Theorem 1. Suppose that $f:(a,b)\to \mathbb{R}$ is strictly convex on $(a,b)$. If $x_1,\dots,x_n\in (a,b)$ and $x_i\neq x_j$ for $i\neq j$ and $\lambda_1,\dots,\lambda_n>0$ with $\lambda_1+\dots+\lambda_n=1$ then $$f(\lambda_1 x_1+\dots+\lambda_n x_n)<\lambda_1 f(x_1)+\dots+\lambda_n f(x_n).$$ The proof of this is based on induction and is almost the same as regular Jensen's inequality.

Theorem 2. Suppose that $f:(a,b)\to \mathbb{R}$ is strictly convex on $(a,b)$. If $x_1,\dots,x_n\in (a,b)$ and $\lambda_1,\dots,\lambda_n>0$ with $\lambda_1+\dots+\lambda_n=1$. Then $$f(\lambda_1 x_1+\dots+\lambda_n x_n)=\lambda_1 f(x_1)+\dots+\lambda_n f(x_n) \ \text{if and only if} \ x_1=\dots=x_n$$

I only have issues with $\Rightarrow$ part.


Solution 1:

Sorry, my comment was a little confusing. I think this just boils down to the definition of strict convexity.


Let $n=2$. The definition of convexity implies $$f(\lambda_1 x_1 + \lambda_2 x_2) \le \lambda_1 f(x_1) + \lambda_2 f(x_2)$$ when $\lambda_1 + \lambda_2 = 1$. The definition of strict convexity is that this inequality is strict for $\lambda_1, \lambda_2 > 0$ and $x_1 \ne x_2$. So the only way equality holds is if $\lambda_1 = 0$ or if $\lambda_2 = 0$ or if $x_1 = x_2$. Since $\lambda_1,\lambda_2>0$ by assumption, this proves $x_1=x_2$, which is the $\implies$ claim for $n=2$ in Theorem 2.


For arbitrary $n$, we have \begin{align} &f(\lambda_1 x_1 + \cdots + \lambda_n x_n) \\ &\le (1-\lambda_n)f\left(\frac{1}{1-\lambda_n}(\lambda_1 x_1 + \cdots + \lambda_{n-1} x_{n-1})\right) + \lambda_n f(x_n) \\ &\le \lambda_1 f(x_1) + \cdots + \lambda_{n-1}f(x_{n-1}) + \lambda_n f(x_n),\end{align} where the first step is the definition of convexity directly, and where the second step compresses many applications of the definition of convexity at once (equivalently, appealing to an inductive hypothesis as in Proposition 7).
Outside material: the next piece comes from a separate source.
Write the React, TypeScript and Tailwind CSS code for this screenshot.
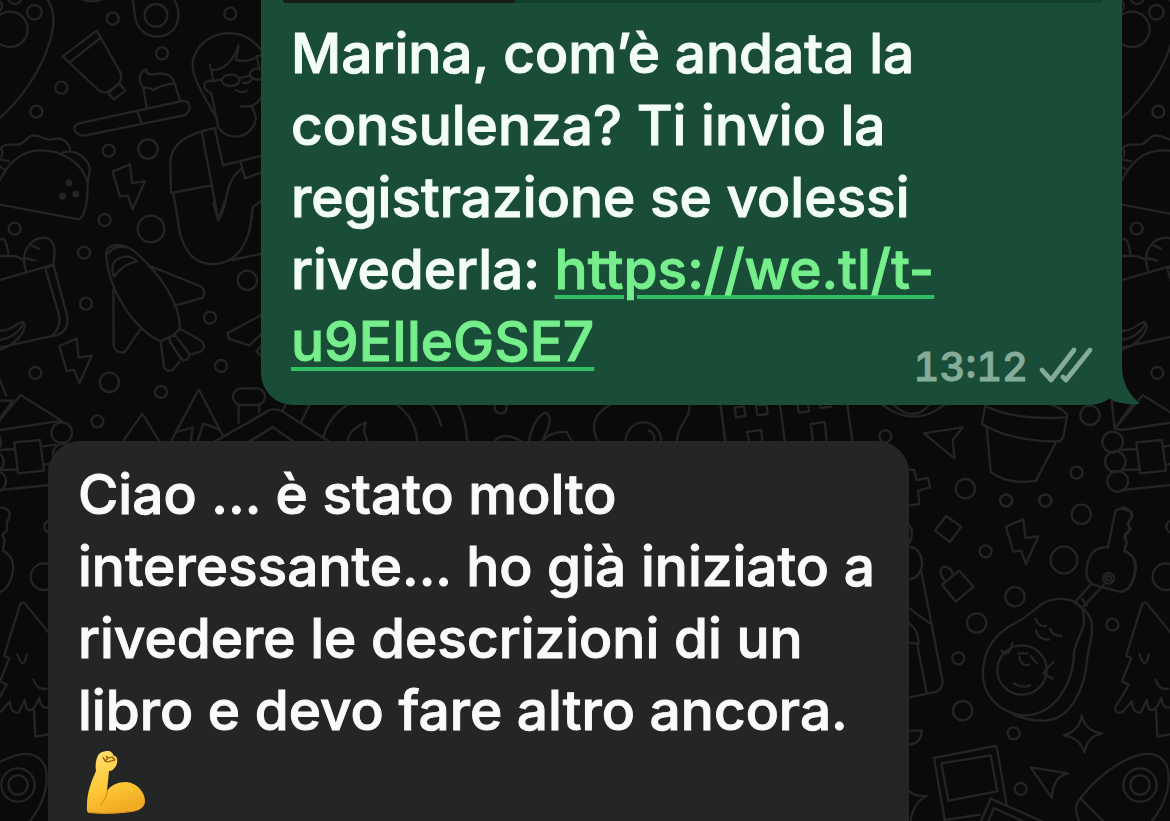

When proving $\implies$, the assumption is that both of the above inequalities are equality.

By induction (of $\implies$ in Theorem 2), the second inequality being an equality implies $x_1 = \cdots = x_{n-1}$.

By definition of strict convexity, the first inequality being an equality implies $x_n = \frac{1}{1-\lambda_n}(\lambda_1 x_1 + \cdots + \lambda_{n-1} x_{n-1})$. But since $x_1 = \cdots = x_{n-1}$ this ends up being $x_1 = \cdots = x_{n-1} = x_n$.